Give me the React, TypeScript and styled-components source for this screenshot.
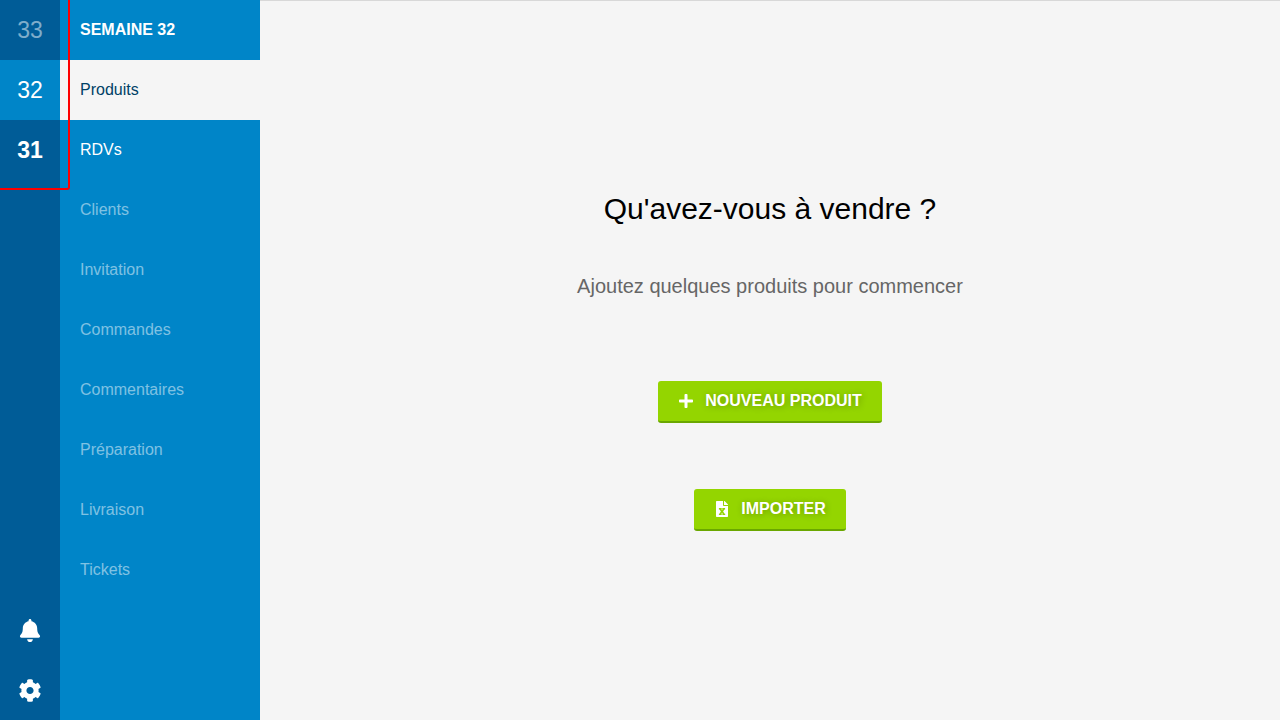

--

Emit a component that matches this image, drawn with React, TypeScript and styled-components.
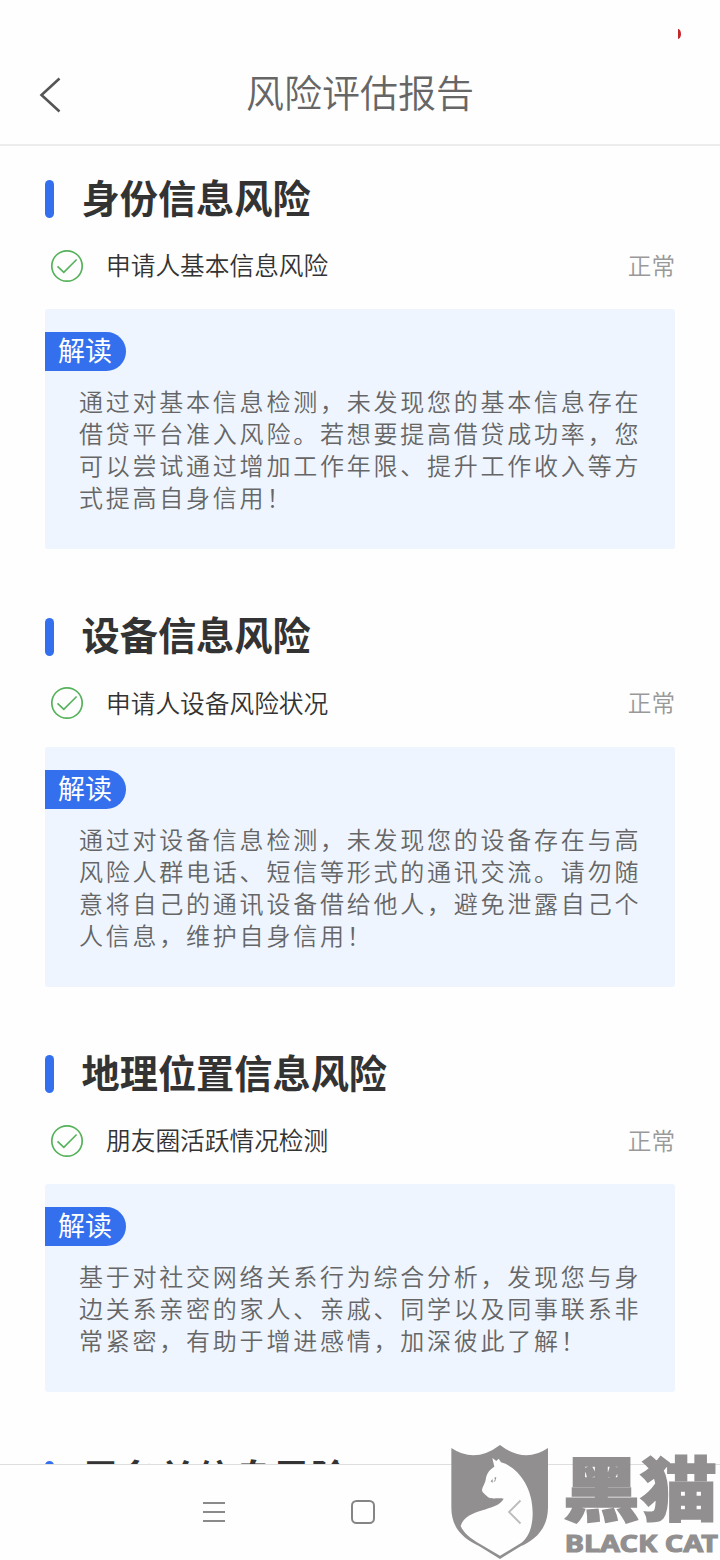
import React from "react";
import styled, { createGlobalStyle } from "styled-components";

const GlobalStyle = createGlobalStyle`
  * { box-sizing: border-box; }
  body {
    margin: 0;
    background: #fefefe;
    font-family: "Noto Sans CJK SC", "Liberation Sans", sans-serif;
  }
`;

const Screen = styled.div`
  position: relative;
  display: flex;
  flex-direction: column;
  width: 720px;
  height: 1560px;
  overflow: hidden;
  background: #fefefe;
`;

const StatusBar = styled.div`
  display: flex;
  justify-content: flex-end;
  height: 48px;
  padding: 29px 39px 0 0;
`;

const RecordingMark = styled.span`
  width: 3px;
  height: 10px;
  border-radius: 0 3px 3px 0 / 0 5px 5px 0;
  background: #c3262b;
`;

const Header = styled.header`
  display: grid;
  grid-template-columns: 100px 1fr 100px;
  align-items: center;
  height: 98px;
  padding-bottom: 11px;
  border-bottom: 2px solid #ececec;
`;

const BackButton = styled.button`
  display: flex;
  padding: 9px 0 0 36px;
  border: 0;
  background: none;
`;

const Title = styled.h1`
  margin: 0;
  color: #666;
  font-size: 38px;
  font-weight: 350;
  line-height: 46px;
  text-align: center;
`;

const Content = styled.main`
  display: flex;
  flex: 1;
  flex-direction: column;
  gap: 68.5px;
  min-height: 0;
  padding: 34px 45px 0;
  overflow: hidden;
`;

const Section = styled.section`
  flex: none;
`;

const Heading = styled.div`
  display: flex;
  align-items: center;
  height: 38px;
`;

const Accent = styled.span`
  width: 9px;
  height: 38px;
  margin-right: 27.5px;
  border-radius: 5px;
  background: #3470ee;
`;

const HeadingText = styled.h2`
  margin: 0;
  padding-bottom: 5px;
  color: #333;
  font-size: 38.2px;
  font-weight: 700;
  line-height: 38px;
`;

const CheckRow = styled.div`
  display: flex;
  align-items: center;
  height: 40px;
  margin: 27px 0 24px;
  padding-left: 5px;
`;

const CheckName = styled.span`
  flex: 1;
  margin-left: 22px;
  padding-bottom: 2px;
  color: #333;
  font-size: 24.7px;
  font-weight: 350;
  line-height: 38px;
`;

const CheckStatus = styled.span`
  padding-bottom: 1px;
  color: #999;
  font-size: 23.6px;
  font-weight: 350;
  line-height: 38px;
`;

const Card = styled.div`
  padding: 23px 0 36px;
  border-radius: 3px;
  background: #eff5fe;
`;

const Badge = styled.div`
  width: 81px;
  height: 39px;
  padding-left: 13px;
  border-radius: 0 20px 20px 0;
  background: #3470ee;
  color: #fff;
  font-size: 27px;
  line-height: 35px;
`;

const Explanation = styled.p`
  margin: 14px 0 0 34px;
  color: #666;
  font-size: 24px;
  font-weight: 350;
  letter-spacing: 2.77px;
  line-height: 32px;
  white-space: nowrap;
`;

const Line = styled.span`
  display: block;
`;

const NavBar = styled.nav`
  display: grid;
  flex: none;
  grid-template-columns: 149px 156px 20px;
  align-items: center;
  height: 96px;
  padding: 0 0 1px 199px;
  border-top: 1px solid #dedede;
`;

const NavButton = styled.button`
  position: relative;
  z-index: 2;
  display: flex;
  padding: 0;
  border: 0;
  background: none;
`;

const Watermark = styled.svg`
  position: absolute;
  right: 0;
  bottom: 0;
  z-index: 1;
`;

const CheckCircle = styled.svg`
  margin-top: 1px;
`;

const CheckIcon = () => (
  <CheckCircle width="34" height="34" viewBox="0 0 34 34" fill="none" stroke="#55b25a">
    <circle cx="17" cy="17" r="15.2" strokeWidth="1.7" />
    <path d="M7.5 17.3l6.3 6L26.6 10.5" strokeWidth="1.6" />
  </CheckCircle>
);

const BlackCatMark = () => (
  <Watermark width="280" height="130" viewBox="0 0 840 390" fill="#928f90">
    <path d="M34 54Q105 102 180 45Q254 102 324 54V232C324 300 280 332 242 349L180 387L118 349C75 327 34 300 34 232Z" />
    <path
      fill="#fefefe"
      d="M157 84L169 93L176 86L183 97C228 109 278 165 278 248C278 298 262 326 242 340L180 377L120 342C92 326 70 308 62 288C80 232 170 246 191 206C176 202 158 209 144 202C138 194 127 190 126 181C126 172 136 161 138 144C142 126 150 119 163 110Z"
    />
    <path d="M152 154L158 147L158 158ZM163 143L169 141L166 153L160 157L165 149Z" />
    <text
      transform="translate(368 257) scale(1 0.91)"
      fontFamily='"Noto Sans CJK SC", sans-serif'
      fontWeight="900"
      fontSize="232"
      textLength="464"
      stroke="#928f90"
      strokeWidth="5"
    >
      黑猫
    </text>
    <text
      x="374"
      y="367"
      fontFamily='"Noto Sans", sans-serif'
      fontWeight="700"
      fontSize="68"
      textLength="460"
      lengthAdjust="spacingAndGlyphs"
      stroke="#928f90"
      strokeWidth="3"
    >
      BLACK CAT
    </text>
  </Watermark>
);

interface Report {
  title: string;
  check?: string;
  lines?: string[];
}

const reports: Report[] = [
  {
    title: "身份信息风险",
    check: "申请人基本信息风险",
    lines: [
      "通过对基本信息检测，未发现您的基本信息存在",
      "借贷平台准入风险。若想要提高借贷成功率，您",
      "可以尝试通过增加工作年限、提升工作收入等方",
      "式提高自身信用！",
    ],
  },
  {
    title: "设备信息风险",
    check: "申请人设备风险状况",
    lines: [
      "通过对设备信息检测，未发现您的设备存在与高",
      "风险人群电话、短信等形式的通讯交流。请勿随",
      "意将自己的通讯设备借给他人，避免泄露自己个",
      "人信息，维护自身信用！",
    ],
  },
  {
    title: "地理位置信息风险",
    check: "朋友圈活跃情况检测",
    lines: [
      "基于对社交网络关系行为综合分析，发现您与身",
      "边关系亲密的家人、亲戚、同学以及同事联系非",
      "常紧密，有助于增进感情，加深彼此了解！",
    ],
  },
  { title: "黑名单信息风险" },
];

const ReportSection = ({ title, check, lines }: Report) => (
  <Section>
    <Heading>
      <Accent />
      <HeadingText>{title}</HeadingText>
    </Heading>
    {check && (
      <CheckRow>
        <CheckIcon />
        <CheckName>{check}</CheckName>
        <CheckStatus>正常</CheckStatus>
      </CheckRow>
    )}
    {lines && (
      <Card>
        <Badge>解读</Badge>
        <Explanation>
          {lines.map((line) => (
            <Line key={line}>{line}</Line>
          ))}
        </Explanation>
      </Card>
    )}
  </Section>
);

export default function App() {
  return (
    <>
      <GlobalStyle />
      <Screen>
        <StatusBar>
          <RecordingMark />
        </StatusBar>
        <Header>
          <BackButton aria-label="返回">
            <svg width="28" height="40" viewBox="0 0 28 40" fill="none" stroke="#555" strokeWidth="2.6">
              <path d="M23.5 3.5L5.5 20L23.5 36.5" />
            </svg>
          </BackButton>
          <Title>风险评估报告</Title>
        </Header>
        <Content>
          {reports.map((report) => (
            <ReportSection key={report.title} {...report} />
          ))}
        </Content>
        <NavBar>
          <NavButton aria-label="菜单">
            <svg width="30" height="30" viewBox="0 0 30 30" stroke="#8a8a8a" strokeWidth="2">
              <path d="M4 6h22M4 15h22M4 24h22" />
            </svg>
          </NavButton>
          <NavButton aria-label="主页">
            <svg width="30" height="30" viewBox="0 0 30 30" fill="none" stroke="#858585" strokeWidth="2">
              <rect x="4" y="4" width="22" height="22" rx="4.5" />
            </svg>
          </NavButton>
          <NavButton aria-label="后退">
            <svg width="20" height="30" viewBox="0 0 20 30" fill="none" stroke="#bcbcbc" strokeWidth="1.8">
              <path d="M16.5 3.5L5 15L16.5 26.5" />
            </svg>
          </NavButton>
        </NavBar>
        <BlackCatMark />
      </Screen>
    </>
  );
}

SHORT EXERCISE => Above are the records; copy every line in them that holds the word "this".

TASK ANSWER =>
Give me the React, TypeScript and styled-components source for this screenshot.
Emit a component that matches this image, drawn with React, TypeScript and styled-components.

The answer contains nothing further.